Wayne State University

02/19/2026 | Press release | Distributed by Public on 02/19/2026 11:20

A Q&A with Black History Month keynote speaker, scholar Dr. Anna Malaika Tubbs

Author and scholar Dr. Anna Malaika Tubbs will be the featured speaker at Wayne State University's Black History Month program, Detroit History Is Black History III: A Courageous Conversation, on Feb. 26. The two-time New York Times best-selling author, whose work explores the intersection of history, sociology and gender, is best known for her book The Three Mothers, which examines the lives and influence of the mothers of Martin Luther King Jr., Malcolm X and James Baldwin.

Ahead of her visit, Tubbs spoke about why recovering overlooked histories matters, what audiences can expect from her talk and why Black History Month carries particular urgency today.

Q: How will your academic background and research inform your presentation at Wayne State?

Anna Malaika Tubbs: My undergrad is in anthropology. My master's is in gender studies. My Ph.D. is in sociology. My first book was about the mothers of MLK Jr., Malcolm X and James Baldwin.

In her first book, Anna Malaika Tubbs examines the mothers of civil-rights icons Martin Luther King Jr., Malcolm X and James Baldwin.

That's what I'll be talking about the most during the program. But I also just recently put out a book about patriarchy. It's called Erased: What American Patriarchy Has Hidden from Us. And they go in tandem because so many people who read the first book feel very surprised and shocked that it wasn't common knowledge that these three incredible men walked in the footsteps of their mothers … and that each of the mothers did what their sons later became famous for long before their sons were even a thought in their mind.

Q: Why is telling these women's stories essential to a fuller understanding of Black history?

Tubbs: We often reduce our telling of Black history to some moments where we say, for example, that slavery existed. Then we fast forward to the Civil Rights Movement of the '60s and say, 'Then MLK Jr. fought for our right to vote, and then everything was fine.' That's how a lot of people would summarize what Black Americans have been through in this nation.

But the reality is there's so much more that happens in between that. This book gives us a little bit more.

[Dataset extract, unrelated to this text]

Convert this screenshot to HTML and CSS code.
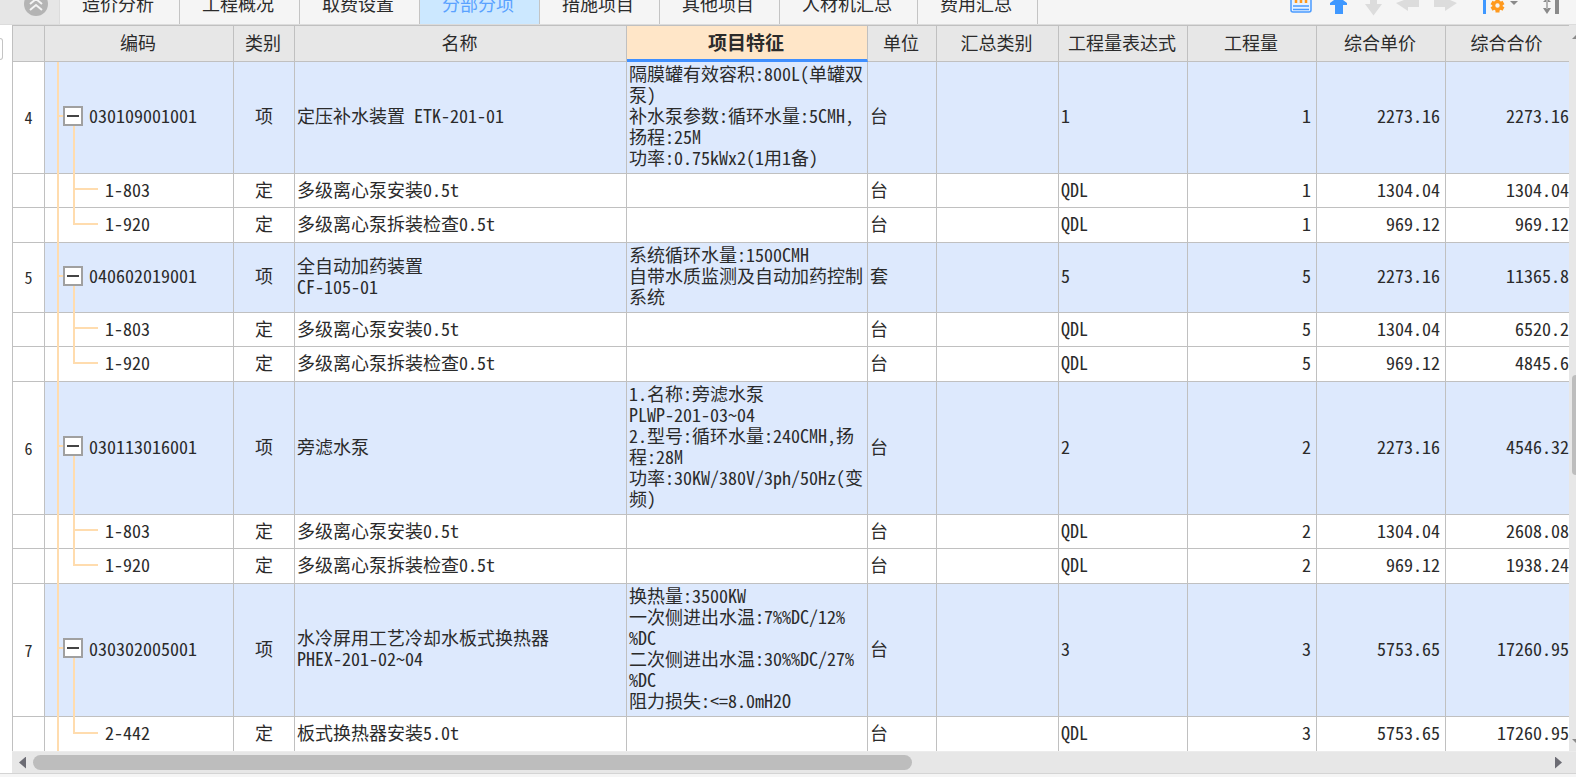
FILE: index.html
```
<!DOCTYPE html>
<html lang="zh-CN">
<head>
    <meta charset="UTF-8">
    <meta name="viewport" content="width=device-width, initial-scale=1.0">
    <title>分部分项</title>
    <link rel="stylesheet" href="styles.css">
</head>
<body>
    <div class="app">
        <header class="topbar">
            <div class="collapse">
                <button type="button" class="collapse-btn" aria-label="收起">
                    <svg width="24" height="24" viewBox="0 0 24 24">
                        <circle cx="12" cy="12" r="12" fill="#b4b4b4"/>
                        <path d="M6 12l6-5 6 5M6 18l6-5 6 5" fill="none" stroke="#f4f4f4" stroke-width="2"/>
                    </svg>
                </button>
            </div>
            <nav class="tabs">
                <button type="button" class="tab">造价分析</button>
                <button type="button" class="tab">工程概况</button>
                <button type="button" class="tab">取费设置</button>
                <button type="button" class="tab active">分部分项</button>
                <button type="button" class="tab">措施项目</button>
                <button type="button" class="tab">其他项目</button>
                <button type="button" class="tab">人材机汇总</button>
                <button type="button" class="tab">费用汇总</button>
            </nav>
            <div class="tools">
                <button type="button" aria-label="查询">
                    <svg width="26" height="24" viewBox="0 0 26 24">
                        <path d="M1 0v10q0 2 2 2h16q2 0 2-2V0" fill="#e6f1ff" stroke="#4a9bff" stroke-width="1.500"/>
                        <path d="M3 6h16M3 9.500h16" stroke="#4a9bff" stroke-width="1.500"/>
                        <path d="M6 0v3M11 0v3M16 0v3" stroke="#ff9a1f" stroke-width="2.500"/>
                    </svg>
                </button>
                <button type="button" aria-label="上移">
                    <svg width="20" height="24" viewBox="0 0 20 24">
                        <path d="M5 14V5H0V3l4-3h9l4 3v2h-4v9z" fill="#3f98ff"/>
                    </svg>
                </button>
                <button type="button" aria-label="下移">
                    <svg width="18" height="24" viewBox="0 0 18 24">
                        <path d="M6 0h7v4h5l-8.500 11.500L1 4h5z" fill="#dcdcdc"/>
                    </svg>
                </button>
                <button type="button" aria-label="左移">
                    <svg width="24" height="24" viewBox="0 0 24 24">
                        <path d="M8 0h4h11v7H12v4L0 3z" fill="#dcdcdc"/>
                    </svg>
                </button>
                <button type="button" aria-label="右移">
                    <svg width="24" height="24" viewBox="0 0 24 24">
                        <path d="M16 0H0v7h11v4l12-8z" fill="#dcdcdc"/>
                    </svg>
                </button>
                <button type="button" class="split" aria-label="列设置">
                    <svg width="36" height="24" viewBox="0 0 36 24">
                        <path d="M2.500 0v14" stroke="#3f98ff" stroke-width="3"/>
                        <path d="M15.500-1v13.500M9.500 2.500l12 6.500M9.500 9l12-6.500" stroke="#ff9a1f" stroke-width="4"/>
                        <circle cx="15.500" cy="5.500" r="3.700" fill="#f5f5f5" stroke="#ff9a1f" stroke-width="3"/>
                        <path d="M28 1h8l-4 4z" fill="#8a8a8a"/>
                    </svg>
                </button>
                <button type="button" class="split" aria-label="行高">
                    <svg width="18" height="24" viewBox="0 0 18 24">
                        <path d="M1 2h8L5-2zM1 8h8l-4 6z" fill="#8a8a8a"/>
                        <path d="M5 0v9" stroke="#b4b4b4" stroke-width="2"/>
                        <path d="M15 0v14" stroke="#8a8a8a" stroke-width="4"/>
                    </svg>
                </button>
            </div>
        </header>

        <main class="main">
            <aside class="gutter"><span class="handle"></span></aside>
            <section class="grid">
                <table class="bill">
                    <colgroup>
                        <col class="c-no">
                        <col class="c-code">
                        <col class="c-type">
                        <col class="c-name">
                        <col class="c-feature">
                        <col class="c-unit">
                        <col class="c-sum">
                        <col class="c-num">
                        <col class="c-num">
                        <col class="c-num">
                        <col>
                    </colgroup>
                    <thead>
                        <tr>
                            <th></th>
                            <th>编码</th>
                            <th>类别</th>
                            <th>名称</th>
                            <th class="current">项目特征</th>
                            <th>单位</th>
                            <th>汇总类别</th>
                            <th>工程量表达式</th>
                            <th>工程量</th>
                            <th>综合单价</th>
                            <th>综合合价</th>
                        </tr>
                    </thead>
                    <tbody>
                        <tr class="item">
                            <td class="no">4</td>
                            <td class="code"><div class="node"><button type="button" class="toggle" aria-label="折叠"></button>030109001001</div></td>
                            <td class="type">项</td>
                            <td>定压补水装置 ETK-201-01</td>
                            <td>隔膜罐有效容积:800L(单罐双<br>泵)<br>补水泵参数:循环水量:5CMH,<br>扬程:25M<br>功率:0.75kWx2(1用1备)</td>
                            <td>台</td>
                            <td></td>
                            <td>1</td>
                            <td class="num">1</td>
                            <td class="num">2273.16</td>
                            <td class="total">2273.16</td>
                        </tr>
                        <tr class="sub">
                            <td class="no"></td>
                            <td class="code"><div class="leaf">1-803</div></td>
                            <td class="type">定</td>
                            <td>多级离心泵安装0.5t</td>
                            <td></td>
                            <td>台</td>
                            <td></td>
                            <td>QDL</td>
                            <td class="num">1</td>
                            <td class="num">1304.04</td>
                            <td class="total">1304.04</td>
                        </tr>
                        <tr class="sub last">
                            <td class="no"></td>
                            <td class="code"><div class="leaf">1-920</div></td>
                            <td class="type">定</td>
                            <td>多级离心泵拆装检查0.5t</td>
                            <td></td>
                            <td>台</td>
                            <td></td>
                            <td>QDL</td>
                            <td class="num">1</td>
                            <td class="num">969.12</td>
                            <td class="total">969.12</td>
                        </tr>
                    </tbody>
                    <tbody>
                        <tr class="item">
                            <td class="no">5</td>
                            <td class="code"><div class="node"><button type="button" class="toggle" aria-label="折叠"></button>040602019001</div></td>
                            <td class="type">项</td>
                            <td>全自动加药装置<br>CF-105-01</td>
                            <td>系统循环水量:1500CMH<br>自带水质监测及自动加药控制<br>系统</td>
                            <td>套</td>
                            <td></td>
                            <td>5</td>
                            <td class="num">5</td>
                            <td class="num">2273.16</td>
                            <td class="total">11365.8</td>
                        </tr>
                        <tr class="sub">
                            <td class="no"></td>
                            <td class="code"><div class="leaf">1-803</div></td>
                            <td class="type">定</td>
                            <td>多级离心泵安装0.5t</td>
                            <td></td>
                            <td>台</td>
                            <td></td>
                            <td>QDL</td>
                            <td class="num">5</td>
                            <td class="num">1304.04</td>
                            <td class="total">6520.2</td>
                        </tr>
                        <tr class="sub last">
                            <td class="no"></td>
                            <td class="code"><div class="leaf">1-920</div></td>
                            <td class="type">定</td>
                            <td>多级离心泵拆装检查0.5t</td>
                            <td></td>
                            <td>台</td>
                            <td></td>
                            <td>QDL</td>
                            <td class="num">5</td>
                            <td class="num">969.12</td>
                            <td class="total">4845.6</td>
                        </tr>
                    </tbody>
                    <tbody>
                        <tr class="item">
                            <td class="no">6</td>
                            <td class="code"><div class="node"><button type="button" class="toggle" aria-label="折叠"></button>030113016001</div></td>
                            <td class="type">项</td>
                            <td>旁滤水泵</td>
                            <td>1.名称:旁滤水泵<br>PLWP-201-03~04<br>2.型号:循环水量:240CMH,扬<br>程:28M<br>功率:30KW/380V/3ph/50Hz(变<br>频)</td>
                            <td>台</td>
                            <td></td>
                            <td>2</td>
                            <td class="num">2</td>
                            <td class="num">2273.16</td>
                            <td class="total">4546.32</td>
                        </tr>
                        <tr class="sub">
                            <td class="no"></td>
                            <td class="code"><div class="leaf">1-803</div></td>
                            <td class="type">定</td>
                            <td>多级离心泵安装0.5t</td>
                            <td></td>
                            <td>台</td>
                            <td></td>
                            <td>QDL</td>
                            <td class="num">2</td>
                            <td class="num">1304.04</td>
                            <td class="total">2608.08</td>
                        </tr>
                        <tr class="sub last">
                            <td class="no"></td>
                            <td class="code"><div class="leaf">1-920</div></td>
                            <td class="type">定</td>
                            <td>多级离心泵拆装检查0.5t</td>
                            <td></td>
                            <td>台</td>
                            <td></td>
                            <td>QDL</td>
                            <td class="num">2</td>
                            <td class="num">969.12</td>
                            <td class="total">1938.24</td>
                        </tr>
                    </tbody>
                    <tbody>
                        <tr class="item">
                            <td class="no">7</td>
                            <td class="code"><div class="node"><button type="button" class="toggle" aria-label="折叠"></button>030302005001</div></td>
                            <td class="type">项</td>
                            <td>水冷屏用工艺冷却水板式换热器<br>PHEX-201-02~04</td>
                            <td>换热量:3500KW<br>一次侧进出水温:7%%DC/12%<br>%DC<br>二次侧进出水温:30%%DC/27%<br>%DC<br>阻力损失:&lt;=8.0mH2O</td>
                            <td>台</td>
                            <td></td>
                            <td>3</td>
                            <td class="num">3</td>
                            <td class="num">5753.65</td>
                            <td class="total">17260.95</td>
                        </tr>
                        <tr class="sub last">
                            <td class="no"></td>
                            <td class="code"><div class="leaf">2-442</div></td>
                            <td class="type">定</td>
                            <td>板式换热器安装5.0t</td>
                            <td></td>
                            <td>台</td>
                            <td></td>
                            <td>QDL</td>
                            <td class="num">3</td>
                            <td class="num">5753.65</td>
                            <td class="total">17260.95</td>
                        </tr>
                    </tbody>
                </table>
            </section>
            <div class="vscroll">
                <svg width="4" height="6" viewBox="0 0 4 6"><path d="M0 4l4-4v4z" fill="#8a8a8a"/></svg>
                <span class="vthumb"></span>
                <svg width="4" height="6" viewBox="0 0 4 6"><path d="M0 0h4v4z" fill="#8a8a8a"/></svg>
            </div>
        </main>

        <div class="hscroll">
            <button type="button" class="arrow left" aria-label="向左"></button>
            <div class="track"><div class="thumb"></div></div>
            <button type="button" class="arrow right" aria-label="向右"></button>
        </div>
        <footer class="bottom"></footer>
    </div>
</body>
</html>
```

FILE: styles.css
```
* {
    box-sizing: border-box;
}

body {
    margin: 0;
    overflow: hidden;
    background: #fff;
    color: #2b2b2b;
    font-family: "Noto Sans Mono CJK SC", "Noto Sans CJK SC", monospace;
    font-size: 18px;
}

button {
    margin: 0;
    padding: 0;
    border: none;
    background: none;
    font: inherit;
    color: inherit;
}

.app {
    display: flex;
    flex-direction: column;
    height: 100vh;
}

/* top tabs */
.topbar {
    display: flex;
    flex: none;
    height: 25px;
    background: #f5f5f5;
    border-bottom: 1px solid #dcdcdc;
}

.collapse {
    width: 60px;
    padding-left: 24px;
    background: #e6e6e6;
    border-right: 1px solid #dcdcdc;
}

.collapse-btn {
    display: block;
    margin-top: -8px;
    height: 24px;
}

.tabs {
    display: flex;
}

.tab {
    padding: 0 25px 18px 22px;
    border-right: 1px solid #c4c4c4;
    line-height: 6px;
    font-family: "Noto Sans CJK SC", sans-serif;
    white-space: nowrap;
}

.tab.active {
    background: #cce8ff;
    color: #5aa2ff;
}

.tools {
    display: flex;
    gap: 14px;
    margin-left: auto;
    padding-right: 16px;
}

.tools svg {
    display: block;
}

.split {
    margin-left: 10px;
}

/* table */
.main {
    display: flex;
    flex: 1;
    min-height: 0;
}

.gutter {
    flex: none;
    width: 12px;
    padding-top: 13px;
}

.handle {
    display: block;
    width: 3px;
    height: 22px;
    border: 1px solid #c4c4c4;
    border-left: none;
    border-radius: 0 4px 4px 0;
}

.grid {
    flex: 1;
    min-width: 0;
    overflow: hidden;
}

.bill {
    width: 100%;
    table-layout: fixed;
    border-collapse: separate;
    border-spacing: 0;
    border-left: 1px solid #c0c0c0;
    border-top: 1px solid #c0c0c0;
}

.c-no { width: 32px; }
.c-code { width: 189px; }
.c-type { width: 61px; }
.c-name { width: 332px; }
.c-feature { width: 241px; }
.c-unit { width: 69px; }
.c-sum { width: 122px; }
.c-num { width: 129px; }

th,
td {
    padding: 0 0 3px 2px;
    border-right: 1px solid #c0c0c0;
    border-bottom: 1px solid #c0c0c0;
    line-height: 21px;
    text-align: left;
    white-space: nowrap;
}

th:last-child,
td:last-child {
    border-right: none;
}

th {
    height: 36px;
    padding: 0 2px 3px 0;
    background: #e7e7e7;
    font-weight: normal;
    text-align: center;
}

th.current {
    background: #ffe6c8;
    border-bottom: 3px solid #3f8fff;
    font-size: 19px;
    font-weight: bold;
}

.item td {
    padding-top: 1px;
    padding-bottom: 5px;
    background: #dde9fd;
}

.sub td {
    height: 34px;
}

.sub.last td {
    height: 35px;
}

.item td.no {
    padding: 0;
    background: #fff;
    font-size: 16px;
    text-align: center;
}

td.type {
    padding-left: 0;
    text-align: center;
}

td.num {
    padding-right: 5px;
    text-align: right;
}

td.total {
    text-align: right;
}

/* tree lines */
td.code {
    position: relative;
    padding-left: 18px;
}

td.code::before,
td.code::after {
    content: "";
    position: absolute;
    top: 0;
    bottom: -1px;
    width: 2px;
    background: #ffdcae;
}

td.code::before {
    left: 12px;
}

td.code::after {
    left: 28px;
}

.item td.code::after {
    top: 50%;
}

.last td.code::after {
    bottom: 50%;
}

.node {
    display: flex;
    align-items: center;
}

.node::before {
    content: "";
    position: absolute;
    left: 13px;
    width: 6px;
    height: 2px;
    background: #ffdcae;
}

.toggle {
    display: flex;
    align-items: center;
    justify-content: center;
    position: relative;
    z-index: 1;
    width: 20px;
    height: 20px;
    margin-right: 6px;
    border: 2px solid #a0a0a0;
    background: #fff;
}

.toggle::before {
    content: "";
    width: 12px;
    height: 2px;
    background: #444;
}

.leaf {
    display: flex;
    align-items: center;
    padding-left: 10px;
}

.leaf::before {
    content: "";
    width: 25px;
    height: 2px;
    margin-right: 7px;
    background: #ffdcae;
}

/* scrollbars */
.vscroll {
    display: flex;
    flex: none;
    flex-direction: column;
    justify-content: space-between;
    width: 7px;
    padding: 10px 0 6px 3px;
    background: #e7e7e7;
}

.vthumb {
    display: block;
    height: 100px;
    margin-top: 70px;
    border-radius: 4px 0 0 4px;
    background: #bdbdbd;
}

.hscroll {
    display: flex;
    flex: none;
    align-items: center;
    height: 22px;
    margin-left: 12px;
    padding: 0 14px 0 7px;
    border-top: 1px solid #ececec;
    background: #e7e7e7;
}

.arrow {
    flex: none;
    width: 7px;
    height: 12px;
    background: #6c6c74;
}

.arrow.left {
    clip-path: polygon(0 50%, 100% 0, 100% 100%);
}

.arrow.right {
    clip-path: polygon(0 0, 100% 50%, 0 100%);
}

.track {
    flex: 1;
    margin: 0 7px;
}

.thumb {
    width: 58%;
    height: 15px;
    border-radius: 8px;
    background: #bdbdbd;
}

.bottom {
    flex: none;
    height: 4px;
    border-top: 1px solid #d4d4d4;
    background: #f5f5f5;
}
```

It gives us a glimpse into the generation that raised leaders like MLK Jr., Malcolm X and James Baldwin. … It reminds us of this continuous fight against the forces that we've come up against as a Black community … It actually gives us a lot of hope and this feeling of responsibility to carry that forward as well.

Q: MLK, Malcolm X and James Baldwin have been studied for more than half a century. What more can we learn about them through the lens of their mothers?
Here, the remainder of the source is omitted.